DATA SEGMENT:
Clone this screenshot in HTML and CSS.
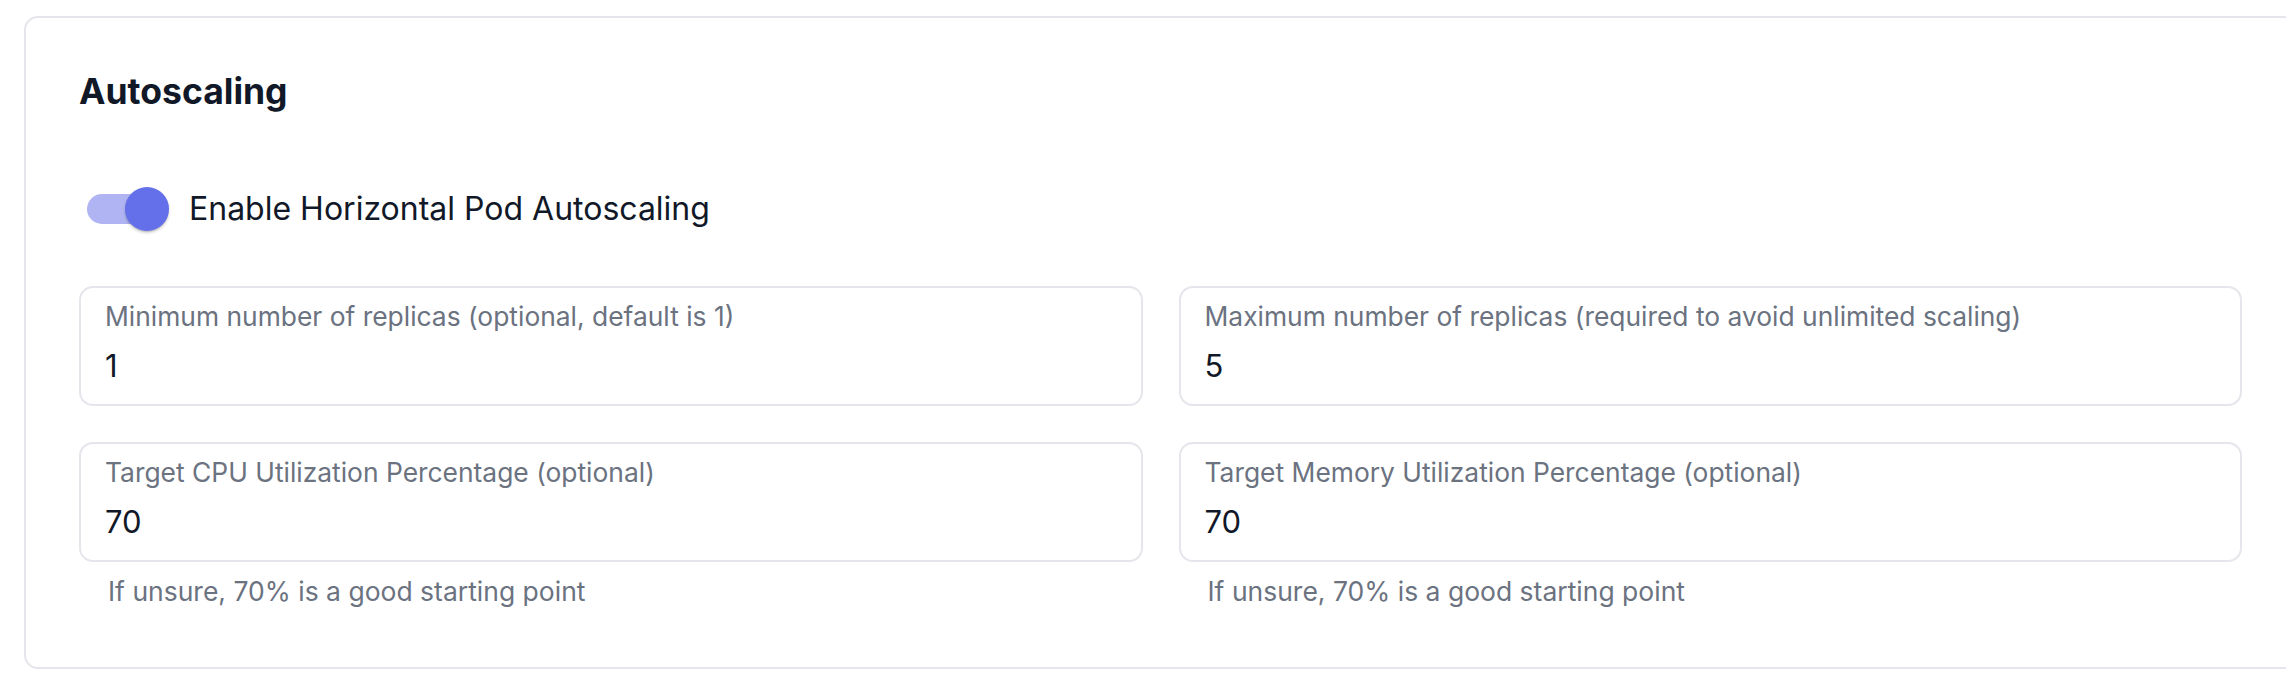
FILE: index.html
```html
<!DOCTYPE html>
<html lang="en">
<head>
<meta charset="utf-8">
<title>Autoscaling</title>
<link rel="stylesheet" href="styles.css">
</head>
<body>
<div class="page">
  <section class="card">
    <h2 class="title">Autoscaling</h2>
    <label class="switch-row">
      <span class="switch"><span class="track"></span><span class="thumb"></span></span>
      <span class="switch-label">Enable Horizontal Pod Autoscaling</span>
    </label>
    <div class="grid">
      <div class="cell">
        <div class="field">
          <div class="field-label">Minimum number of replicas (optional, default is 1)</div>
          <div class="field-value">1</div>
        </div>
      </div>
      <div class="cell">
        <div class="field">
          <div class="field-label">Maximum number of replicas (required to avoid unlimited scaling)</div>
          <div class="field-value">5</div>
        </div>
      </div>
      <div class="cell">
        <div class="field">
          <div class="field-label">Target CPU Utilization Percentage (optional)</div>
          <div class="field-value">70</div>
        </div>
        <div class="helper">If unsure, 70% is a good starting point</div>
      </div>
      <div class="cell">
        <div class="field">
          <div class="field-label">Target Memory Utilization Percentage (optional)</div>
          <div class="field-value">70</div>
        </div>
        <div class="helper">If unsure, 70% is a good starting point</div>
      </div>
    </div>
  </section>
</div>
</body>
</html>
```
FILE: styles.css
```css
* { box-sizing: border-box; }
html, body { margin: 0; padding: 0; background: #ffffff; }
body { font-family: Inter, "Noto Sans", sans-serif; color: #111827; }
.page {
  width: 100vw;
  height: 100vh;
  overflow: hidden;
  padding: 16px 0 0 24px;
}
.card {
  width: 2273px;
  border: 2px solid #e5e6eb;
  border-radius: 14px;
  padding: 52px 53px 60px 53px;
}
.title {
  margin: 0;
  font-size: 35.5px;
  font-weight: 700;
  line-height: 44px;
  color: #111827;
}
.switch-row {
  display: flex;
  align-items: center;
  margin-top: 73px;
  height: 44px;
}
.switch {
  position: relative;
  width: 110px;
  height: 44px;
  flex: none;
}
.track {
  position: absolute;
  left: 8px;
  top: 7px;
  width: 75px;
  height: 30px;
  border-radius: 15px;
  background: #b0b4f3;
}
.thumb {
  position: absolute;
  left: 46px;
  top: 0;
  width: 44px;
  height: 44px;
  border-radius: 50%;
  background: #6470e9;
  box-shadow: 0 2px 3px rgba(0,0,0,0.18), 0 1px 1px rgba(0,0,0,0.1);
}
.switch-label {
  font-size: 32px;
  line-height: 40px;
  color: #111827;
}
.grid {
  margin-top: 55px;
  display: grid;
  grid-template-columns: 1fr 1fr;
  column-gap: 36px;
  row-gap: 36px;
}
.field {
  height: 120px;
  border: 2px solid #e5e6eb;
  border-radius: 14px;
  padding: 12px 24px 0 24px;
}
.field-label {
  font-size: 26.4px;
  line-height: 32px;
  color: #6b7280;
}
.field-value {
  margin-top: 15px;
  font-size: 31px;
  line-height: 38px;
  color: #111827;
}
.helper {
  margin-top: 13px;
  padding-left: 29px;
  font-size: 26.5px;
  line-height: 32px;
  color: #6b7280;
}
```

STATED PROBLEM:
Exclude the pictures, and transcribe all of the material exactly.

SOLUTION FOR THIS PROBLEM:
Clone this screenshot in HTML and CSS.
FILE: index.html
```html
<!DOCTYPE html>
<html lang="en">
<head>
<meta charset="utf-8">
<title>Autoscaling</title>
<link rel="stylesheet" href="styles.css">
</head>
<body>
<div class="page">
  <section class="card">
    <h2 class="title">Autoscaling</h2>
    <label class="switch-row">
      <span class="switch"><span class="track"></span><span class="thumb"></span></span>
      <span class="switch-label">Enable Horizontal Pod Autoscaling</span>
    </label>
    <div class="grid">
      <div class="cell">
        <div class="field">
          <div class="field-label">Minimum number of replicas (optional, default is 1)</div>
          <div class="field-value">1</div>
        </div>
      </div>
      <div class="cell">
        <div class="field">
          <div class="field-label">Maximum number of replicas (required to avoid unlimited scaling)</div>
          <div class="field-value">5</div>
        </div>
      </div>
      <div class="cell">
        <div class="field">
          <div class="field-label">Target CPU Utilization Percentage (optional)</div>
          <div class="field-value">70</div>
        </div>
        <div class="helper">If unsure, 70% is a good starting point</div>
      </div>
      <div class="cell">
        <div class="field">
          <div class="field-label">Target Memory Utilization Percentage (optional)</div>
          <div class="field-value">70</div>
        </div>
        <div class="helper">If unsure, 70% is a good starting point</div>
      </div>
    </div>
  </section>
</div>
</body>
</html>
```
FILE: styles.css
```css
* { box-sizing: border-box; }
html, body { margin: 0; padding: 0; background: #ffffff; }
body { font-family: Inter, "Noto Sans", sans-serif; color: #111827; }
.page {
  width: 100vw;
  height: 100vh;
  overflow: hidden;
  padding: 16px 0 0 24px;
}
.card {
  width: 2273px;
  border: 2px solid #e5e6eb;
  border-radius: 14px;
  padding: 52px 53px 60px 53px;
}
.title {
  margin: 0;
  font-size: 35.5px;
  font-weight: 700;
  line-height: 44px;
  color: #111827;
}
.switch-row {
  display: flex;
  align-items: center;
  margin-top: 73px;
  height: 44px;
}
.switch {
  position: relative;
  width: 110px;
  height: 44px;
  flex: none;
}
.track {
  position: absolute;
  left: 8px;
  top: 7px;
  width: 75px;
  height: 30px;
  border-radius: 15px;
  background: #b0b4f3;
}
.thumb {
  position: absolute;
  left: 46px;
  top: 0;
  width: 44px;
  height: 44px;
  border-radius: 50%;
  background: #6470e9;
  box-shadow: 0 2px 3px rgba(0,0,0,0.18), 0 1px 1px rgba(0,0,0,0.1);
}
.switch-label {
  font-size: 32px;
  line-height: 40px;
  color: #111827;
}
.grid {
  margin-top: 55px;
  display: grid;
  grid-template-columns: 1fr 1fr;
  column-gap: 36px;
  row-gap: 36px;
}
.field {
  height: 120px;
  border: 2px solid #e5e6eb;
  border-radius: 14px;
  padding: 12px 24px 0 24px;
}
.field-label {
  font-size: 26.4px;
  line-height: 32px;
  color: #6b7280;
}
.field-value {
  margin-top: 15px;
  font-size: 31px;
  line-height: 38px;
  color: #111827;
}
.helper {
  margin-top: 13px;
  padding-left: 29px;
  font-size: 26.5px;
  line-height: 32px;
  color: #6b7280;
}
```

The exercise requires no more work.